The shipment coincided with the official delivery of the plant from the project engineering consultants ELB Engineering Services to Vele mine management.

 

Production at the Vele colliery resumed in December 2011 with the extraction of run of mine (ROM) material. Wet commissioning of the plant was completed in December 2011 and hot commissioning in February 2012. Further test work is currently being undertaken to confirm the design of processing infrastructure to enable the recovery of additional coking coal from the slimes portion of the coal, as well as the production of a secondary thermal product other than coking coal.

 

Speaking at the mine yesterday, Coal of Africa CEO, John Wallington, noted that this was a landmark occasion for the group. He reiterated the company's commitment to developing a 'new model' for sustainable development in the coal sector, and to ongoing consultation and interaction with all stakeholders.

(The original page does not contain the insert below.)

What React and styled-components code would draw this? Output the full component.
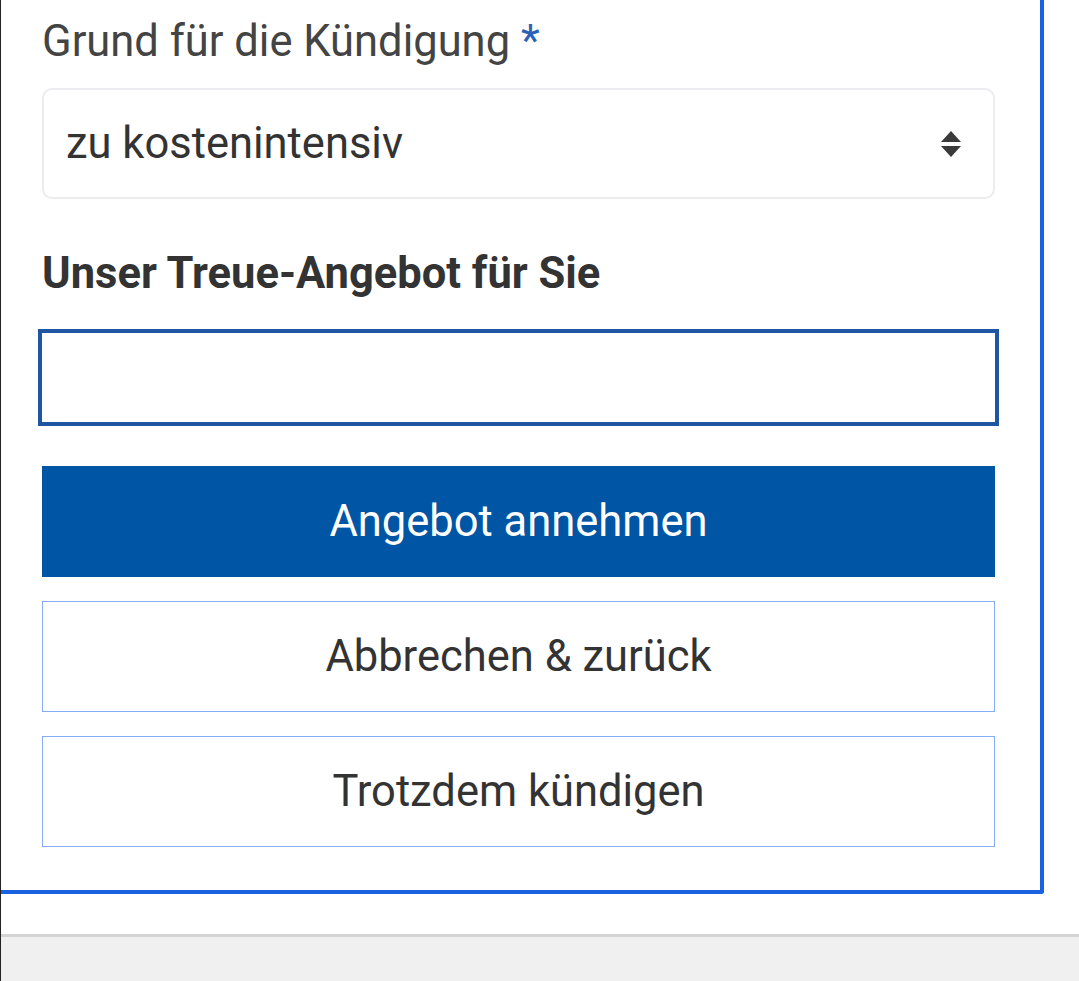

In its first phase of production, Vele is expected to produce approximately 2.7Mtpa ROM production yielding approximately 1Mtpa of saleable coking coal.

 

Authorised by

JOHN WALLINGTON

Chief Executive Officer

25 April 2012

 

 

For more information contact

 

John Wallington Chief Executive Officer Coal of Africa +27 11 575 4363

Wayne Koonin Financial Director Coal of Africa +27 11 575 4363

Shannon Coates Company Secretary Coal of Africa +61 893 226 776

Chris Sim/ Jeremy Ellis/ Neil Elliot Nominated Adviser Evolution Securities +44 20 7071 4300

Jos Simson/Emily Fenton Financial PR (United Kingdom) Tavistock +44 207 920 3150

Reuben Govender JSE Sponsor J.P. Morgan Equities Limited +27 11 507 0430

Charmane Russell/Jane Kamau Financial PR (South Africa) Russell & Associates +27 11 880 3924

+27 82 372 5816

 

www.coalofafrica.com

 

About CoAL:

 

CoAL is an AIM/ASX/JSE listed coal exploration, development and mining company operating in South Africa. CoAL's key projects include the Vele Colliery (coking and thermal coal), the Makhado Project (coking coal) and the Mooiplaats and Woestalleen Collieries (both thermal coal).

 

The Mooiplaats Colliery commenced production in 2008. The Woestalleen Colliery, acquired through the acquisition of NuCoal Mining (Pty) Limited in January 2010, currently processes approximately 2.5Mtpa of saleable coal for domestic and export markets. The Woestalleen Complex also incorporates three beneficiation plants with a total processing capacity of 350,000 ROM feed tonnes per month.

 

CoAL's Vele Colliery commenced production in Q3FY2012. During the initial phase, the operation is targeting 2.7Mtpa ROM production to produce 1Mtpa of saleable coking coal. The Makhado Project, CoAL's flagship project in the Soutpansberg coalfield, is well into the feasibility stage, with a DFS completed. Application for a new order mining right for the Makhado Project was submitted in January 2011.

 

In November 2010, CoAL agreed to acquire the Chapudi coal project and several other coal exploration properties in the Soutpansberg coal basin in South Africa from the previous owners, including Rio Tinto. Upon completion, the acquisition of these projects will significantly extend the scale and scope of certain of CoAL's existing projects in the region and will more than double the resource of the existing Makhado Project.